We are seeing increasingly that this push for a new working culture from Gen Z can have a hesitant reception among partners who, having had to work through challenges in a much more individual way, see the proposed evolution of culture as a luxury.
Additionally, a disparity in work ethic and expectations from different generations sometimes leads to a disconnect within teams, and it is difficult to encourage in-person mentorship when hybrid working works so well for a lot of people.
Despite these challenges, the global nature of U.S. firms offers a unique advantage.

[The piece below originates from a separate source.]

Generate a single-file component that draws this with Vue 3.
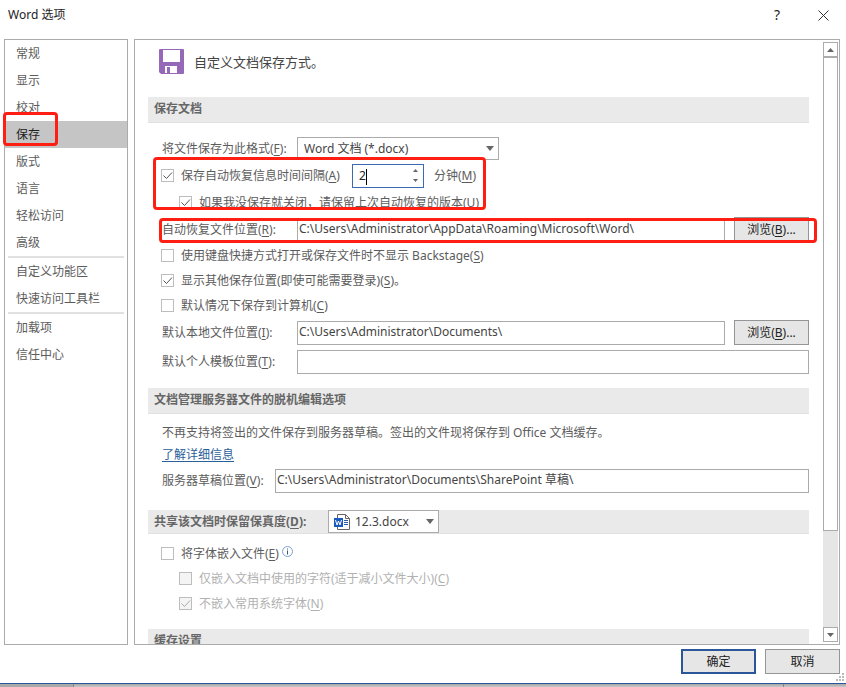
<script setup>
import { ref } from 'vue'

const navGroups = [
  ['常规', '显示', '校对', '保存', '版式', '语言', '轻松访问', '高级'],
  ['自定义功能区', '快速访问工具栏'],
  ['加载项', '信任中心'],
]
const active = ref('保存')

const minutes = ref('2')
const autoRecover = ref(true)
const keepLast = ref(true)
const recoverPath = ref('C:\\Users\\Administrator\\AppData\\Roaming\\Microsoft\\Word\\')
const localPath = ref('C:\\Users\\Administrator\\Documents\\')
const templatePath = ref('')
const draftPath = ref('C:\\Users\\Administrator\\Documents\\SharePoint 草稿\\')

const saveChecks = ref([
  { id: 'backstage', text: '使用键盘快捷方式打开或保存文件时不显示 Backstage', key: 'S', tail: '', on: false },
  { id: 'places', text: '显示其他保存位置(即使可能需要登录)', key: 'S', tail: '。', on: true },
  { id: 'computer', text: '默认情况下保存到计算机', key: 'C', tail: '', on: false },
])
const embedFonts = ref(false)
const embedChecks = ref([
  { id: 'used', text: '仅嵌入文档中使用的字符(适于减小文件大小)', key: 'C', on: false },
  { id: 'common', text: '不嵌入常用系统字体', key: 'N', on: true },
])

function step(by) {
  minutes.value = String(Math.max(1, Number(minutes.value) + by))
}
</script>

<template>
  <div class="dialog">
    <header class="titlebar">
      <h1>Word 选项</h1>
      <button class="title-btn" type="button" aria-label="帮助">?</button>
      <button class="title-btn" type="button" aria-label="关闭">
        <svg width="11" height="11" viewBox="0 0 11 11"><path d="M.5.5l10 10M10.5.5l-10 10" fill="none" stroke="#333" /></svg>
      </button>
    </header>

    <div class="body">
      <nav class="nav">
        <ul v-for="(group, g) in navGroups" :key="g">
          <li v-for="item in group" :key="item">
            <button type="button" :class="{ active: item === active }" @click="active = item">{{ item }}</button>
            <span v-if="item === '保存'" class="mark mark-nav"></span>
          </li>
        </ul>
      </nav>

      <main class="panel">
        <div class="content">
          <div class="intro">
            <svg width="25" height="25" viewBox="0 0 25 25">
              <path d="M1 0h23a1 1 0 0 1 1 1v23a1 1 0 0 1-1 1H2l-2-2V1a1 1 0 0 1 1-1z" fill="#9668b8" />
              <path d="M4 1h17v12H4zM6 17h12v7h-7v-6H8v6H6z" fill="#fff" />
            </svg>
            <p>自定义文档保存方式。</p>
          </div>

          <section>
            <h2 class="banner">保存文档</h2>
            <div class="form form-save">
              <div class="row">
                <label class="name" for="format">将文件保存为此格式(<u>F</u>):</label>
                <span class="select format">
                  <select id="format"><option>Word 文档 (*.docx)</option></select>
                  <svg width="8" height="5" viewBox="0 0 8 5"><path d="M0 0h8L4 5z" fill="#666" /></svg>
                </span>
              </div>

              <div class="marked">
                <div class="row">
                  <label class="check recover">
                    <span class="box"><input v-model="autoRecover" type="checkbox" /><svg v-if="autoRecover" viewBox="0 0 13 13"><path d="M2.500 6.500l3 3 5.500-6" /></svg></span>
                    <span>保存自动恢复信息时间间隔(<u>A</u>)</span>
                  </label>
                  <span class="spinner">
                    <input id="minutes" v-model="minutes" type="text" />
                    <span class="caret"></span>
                    <span class="steps">
                      <button type="button" aria-label="增加" @click="step(1)"><svg width="5" height="3" viewBox="0 0 5 3"><path d="M0 3h5L2.500 0z" fill="#666" /></svg></button>
                      <button type="button" aria-label="减少" @click="step(-1)"><svg width="5" height="3" viewBox="0 0 5 3"><path d="M0 0h5L2.500 3z" fill="#666" /></svg></button>
                    </span>
                  </span>
                  <label class="unit" for="minutes">分钟(<u>M</u>)</label>
                </div>
                <div class="row sub">
                  <label class="check">
                    <span class="box"><input v-model="keepLast" type="checkbox" /><svg v-if="keepLast" viewBox="0 0 13 13"><path d="M2.500 6.500l3 3 5.500-6" /></svg></span>
                    <span>如果我没保存就关闭，请保留上次自动恢复的版本(<u>U</u>)</span>
                  </label>
                </div>
                <span class="mark mark-recover"></span>
              </div>

              <div class="row marked">
                <label class="name" for="recover">自动恢复文件位置(<u>R</u>):</label>
                <input id="recover" v-model="recoverPath" class="path" type="text" />
                <button class="btn" type="button">浏览(<u>B</u>)...</button>
                <span class="mark mark-path"></span>
              </div>

              <div v-for="c in saveChecks" :key="c.id" class="row tight">
                <label class="check">
                  <span class="box"><input v-model="c.on" type="checkbox" /><svg v-if="c.on" viewBox="0 0 13 13"><path d="M2.500 6.500l3 3 5.500-6" /></svg></span>
                  <span>{{ c.text }}(<u>{{ c.key }}</u>){{ c.tail }}</span>
                </label>
              </div>

              <div class="row tall">
                <label class="name" for="local">默认本地文件位置(<u>I</u>):</label>
                <input id="local" v-model="localPath" class="path" type="text" />
                <button class="btn" type="button">浏览(<u>B</u>)...</button>
              </div>
              <div class="row tall">
                <label class="name" for="template">默认个人模板位置(<u>T</u>):</label>
                <input id="template" v-model="templatePath" class="path" type="text" />
              </div>
            </div>
          </section>

          <section>
            <h2 class="banner">文档管理服务器文件的脱机编辑选项</h2>
            <div class="form form-server">
              <p>不再支持将签出的文件保存到服务器草稿。签出的文件现将保存到 Office 文档缓存。</p>
              <p><a href="#">了解详细信息</a></p>
              <div class="row tall">
                <label class="name short" for="draft">服务器草稿位置(<u>V</u>):</label>
                <input id="draft" v-model="draftPath" class="path" type="text" />
              </div>
            </div>
          </section>

          <section>
            <div class="banner slim">
              <h2><label for="doc">共享该文档时保留保真度(<u>D</u>):</label></h2>
              <span class="select doc">
                <svg class="word" width="16" height="16" viewBox="0 0 16 16">
                  <path d="M3.500 4V.5h8l4 4v11h-12V13" fill="#fff" stroke="#666" />
                  <path d="M11.500.5v4h4" fill="none" stroke="#666" />
                  <path d="M10 6.500h4M10 8.500h4M10 10.500h4" stroke="#2b5cb4" />
                  <path d="M0 4h9v9H0z" fill="#185abd" />
                  <path d="M1.500 6l1.500 5 1.500-4 1.500 4 1.500-5" fill="none" stroke="#fff" />
                </svg>
                <select id="doc"><option>12.3.docx</option></select>
                <svg width="8" height="5" viewBox="0 0 8 5"><path d="M0 0h8L4 5z" fill="#666" /></svg>
              </span>
            </div>
            <div class="form form-fonts">
              <div class="row tight">
                <label class="check">
                  <span class="box"><input v-model="embedFonts" type="checkbox" /></span>
                  <span>将字体嵌入文件(<u>E</u>)</span>
                </label>
                <svg class="info" width="11" height="11" viewBox="0 0 11 11">
                  <circle cx="5.500" cy="5.500" r="5" fill="#fff" stroke="#7da0d2" />
                  <path d="M5.500 2.500v1M5.500 4.500v4" stroke="#44546a" />
                </svg>
              </div>
              <div v-for="c in embedChecks" :key="c.id" class="row tight sub off">
                <label class="check">
                  <span class="box"><input v-model="c.on" type="checkbox" disabled /><svg v-if="c.on" viewBox="0 0 13 13"><path d="M2.500 6.500l3 3 5.500-6" /></svg></span>
                  <span>{{ c.text }}(<u>{{ c.key }}</u>)</span>
                </label>
              </div>
            </div>
          </section>

          <section>
            <h2 class="banner">缓存设置</h2>
          </section>
        </div>

        <div class="scrollbar">
          <button type="button" aria-label="向上滚动"><svg width="7" height="4" viewBox="0 0 7 4"><path d="M0 4h7L3.500 0z" fill="#666" /></svg></button>
          <div class="thumb"></div>
          <div class="track"></div>
          <button type="button" aria-label="向下滚动"><svg width="7" height="4" viewBox="0 0 7 4"><path d="M0 0h7L3.500 4z" fill="#666" /></svg></button>
        </div>
      </main>
    </div>

    <footer class="footer">
      <button class="btn primary" type="button">确定</button>
      <button class="btn" type="button">取消</button>
      <svg class="grip" width="8" height="8" viewBox="0 0 8 8"><path d="M6 0h2v2H6zM3 3h2v2H3zM6 3h2v2H6zM0 6h2v2H0zM3 6h2v2H3zM6 6h2v2H6z" fill="#bbb" /></svg>
    </footer>
    <div class="backdrop"><span></span><span></span><span></span></div>
  </div>
</template>

<style>
body {
  margin: 0;
  background: #fff;
}
</style>

<style scoped>
.dialog,
.dialog * {
  box-sizing: border-box;
}
.dialog {
  display: flex;
  flex-direction: column;
  height: 100vh;
  overflow: hidden;
  color: #5c5c5c;
  font-family: "Noto Sans", "Noto Sans CJK SC", sans-serif;
  font-size: 12px;
  line-height: 18px;
}
h1,
h2,
p,
ul {
  margin: 0;
  padding: 0;
}
li {
  list-style: none;
}
button,
input,
select {
  margin: 0;
  padding: 0;
  border: 0;
  border-radius: 0;
  background: none;
  color: inherit;
  font: inherit;
  outline: 0;
}
u {
  text-underline-offset: 2px;
}

.titlebar {
  display: flex;
  flex: none;
  align-items: center;
  height: 39px;
  padding: 0 12px 9px 8px;
  color: #222;
}
h1 {
  flex: 1;
  font-size: 12px;
  font-weight: 400;
}
.title-btn {
  display: grid;
  place-items: center;
  width: 46px;
  height: 28px;
  font-size: 14px;
}
.title-btn:last-child {
  width: 22px;
  margin-left: 12px;
}

.body {
  display: flex;
  flex: 1;
  gap: 6px;
  min-height: 0;
  padding: 0 6px 0 4px;
}
.nav {
  flex: none;
  width: 124px;
  border: 1px solid #ababab;
}
.nav ul + ul::before {
  display: block;
  height: 2px;
  margin: 0 3px;
  background: #e1e1e1;
  content: "";
}
.nav li {
  position: relative;
}
.nav button {
  display: block;
  width: 100%;
  height: 27px;
  padding-left: 11px;
  text-align: left;
}
.nav .active {
  background: #c5c5c5;
  color: #222;
}

.mark {
  position: absolute;
  border: 3px solid #ff1f12;
  border-radius: 4px;
  pointer-events: none;
}
.mark-nav {
  top: -9px;
  left: -2px;
  width: 55px;
  height: 34px;
}
.mark-recover {
  top: -5px;
  bottom: 6px;
  left: -9px;
  width: 333px;
}
.mark-path {
  top: 2px;
  right: -8px;
  bottom: 0;
  left: -3px;
}
.marked {
  position: relative;
}

.panel {
  display: flex;
  flex: 1;
  min-width: 0;
  border: 1px solid #ababab;
}
.content {
  flex: 1;
  min-width: 0;
  padding: 0 13px;
  overflow: hidden;
}
.intro {
  display: flex;
  align-items: center;
  gap: 10px;
  height: 57px;
  padding: 0 0 14px 11px;
  color: #444;
  font-size: 13px;
}
.banner {
  display: flex;
  align-items: center;
  height: 26px;
  padding: 0 0 1px 6px;
  border-bottom: 1px solid #e1e1e1;
  background: #eaeaea;
  color: #666;
  font-size: 12px;
  font-weight: 700;
}
.banner.slim {
  height: 24px;
  padding-bottom: 0;
}
.banner h2 {
  width: 174px;
  font-size: 12px;
}
.form {
  padding-left: 14px;
}
.form-save {
  padding-top: 12px;
  padding-bottom: 12px;
}
.form-server {
  padding-top: 8px;
  padding-bottom: 15px;
}
.form-server p {
  height: 22px;
  line-height: 22px;
}
.form-fonts {
  padding-top: 7px;
  padding-bottom: 13px;
}
a {
  color: #2a6099;
  text-underline-offset: 2px;
}

.row {
  display: flex;
  align-items: center;
  height: 27px;
}
.row.tight {
  height: 25px;
}
.row.tall {
  height: 29px;
}
.row.sub {
  padding-left: 18px;
}
.row.off {
  color: #b1b1b1;
}
.name {
  flex: none;
  width: 135px;
}
.name.short {
  width: 113px;
}
.path {
  flex: 1;
  min-width: 0;
  height: 24px;
  padding: 0 1px 3px;
  border: 1px solid #ababab;
  background: #fff;
  color: #444;
}
.path + .btn {
  margin-left: 9px;
}
.btn {
  flex: none;
  width: 75px;
  height: 25px;
  border: 1px solid #959595;
  background: #e6e6e6;
  color: #222;
}
.btn.primary {
  border: 2px solid #2b579a;
}

.check {
  display: flex;
  align-items: center;
  gap: 7px;
  margin-left: -1px;
}
.recover {
  width: 191px;
}
.box {
  display: grid;
  flex: none;
  width: 13px;
  height: 13px;
}
.box > * {
  grid-area: 1 / 1;
  width: 13px;
  height: 13px;
}
.box input {
  appearance: none;
  border: 1px solid #bdbdbd;
  background: #fff;
}
.box svg {
  fill: none;
  stroke: #555;
  pointer-events: none;
}
.off .box input {
  background: #f4f4f4;
}
.off .box svg {
  stroke: #ababab;
}

.select {
  display: flex;
  align-items: center;
  height: 23px;
  padding: 0 4px 0 6px;
  border: 1px solid #ababab;
  background: #fff;
  color: #444;
  font-weight: 400;
}
.select select {
  flex: 1;
  min-width: 0;
  appearance: none;
}
.format {
  width: 202px;
}
.doc {
  width: 111px;
  padding-left: 5px;
}
.word {
  margin-right: 5px;
}

.spinner {
  position: relative;
  display: flex;
  width: 72px;
  height: 24px;
  border: 1px solid #3c69b0;
  background: #fff;
  color: #222;
}
.spinner input {
  flex: 1;
  min-width: 0;
  padding-left: 6px;
}
.caret {
  position: absolute;
  top: 4px;
  left: 13px;
  width: 1px;
  height: 16px;
  background: #000;
}
.steps {
  display: grid;
  width: 15px;
  padding: 1px 0;
}
.steps button {
  display: grid;
  place-items: center;
}
.unit {
  margin-left: 10px;
}
.info {
  margin: 0 0 4px 3px;
}

.scrollbar {
  display: flex;
  flex: none;
  flex-direction: column;
  width: 15px;
  margin: 2px 1px;
  background: #e6e6e6;
}
.scrollbar button {
  display: grid;
  flex: none;
  place-items: center;
  height: 15px;
  border: 1px solid #ababab;
  background: #fff;
}
.thumb {
  flex: 474;
  border: 1px solid #ababab;
  background: #fff;
}
.track {
  flex: 96;
}

.footer {
  position: relative;
  display: flex;
  flex: none;
  gap: 9px;
  justify-content: flex-end;
  height: 39px;
  padding: 4px 6px 0;
  border-bottom: 1px solid #2b579a;
}
.grip {
  position: absolute;
  right: 2px;
  bottom: 2px;
}
.backdrop {
  display: flex;
  flex: none;
  gap: 1px;
  height: 3px;
  background: #888;
}
.backdrop span {
  flex: 709;
  background: linear-gradient(#a6a6a6, #c8c8c8);
}
.backdrop span:first-child {
  flex: 73;
  background: #a9a9a9;
}
.backdrop span:last-child {
  flex: 62;
}
</style>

The money-centric work environment at the core of being a U.S. organization provides a realworld learning ground for young lawyers with the emphasis that clients pay the bills and lawyers will have to bring in business, which is where the softer skills are important.
This global exposure, combined with a firm's commitment to innovation and adaptation, while also handsomely rewarding talent for results, makes U.S. firms particularly attractive to the new generation of legal talent.
Navigating a New Landscape
The legal recruitment and talent management landscape is undergoing a significant transformation.
As U.S. firms continue to make their mark in the London market through growth and an aggressive talent acquisition strategy, they bring with them a distinct set of operational practices and cultural norms that make them stand out in the crowd. These changes are reshaping how legal talent is attracted, nurtured and retained.
The key to success in this evolving environment lies in understanding and adapting to the changing priorities and values of the new generation of lawyers. Firms that can effectively bridge the gap between traditional practices and new expectations will be well-positioned to attract and retain the best legal talent.
As the legal sector continues to globalize and evolve, those firms that remain agile and responsive to these changes will lead the way in shaping the future of legal practice.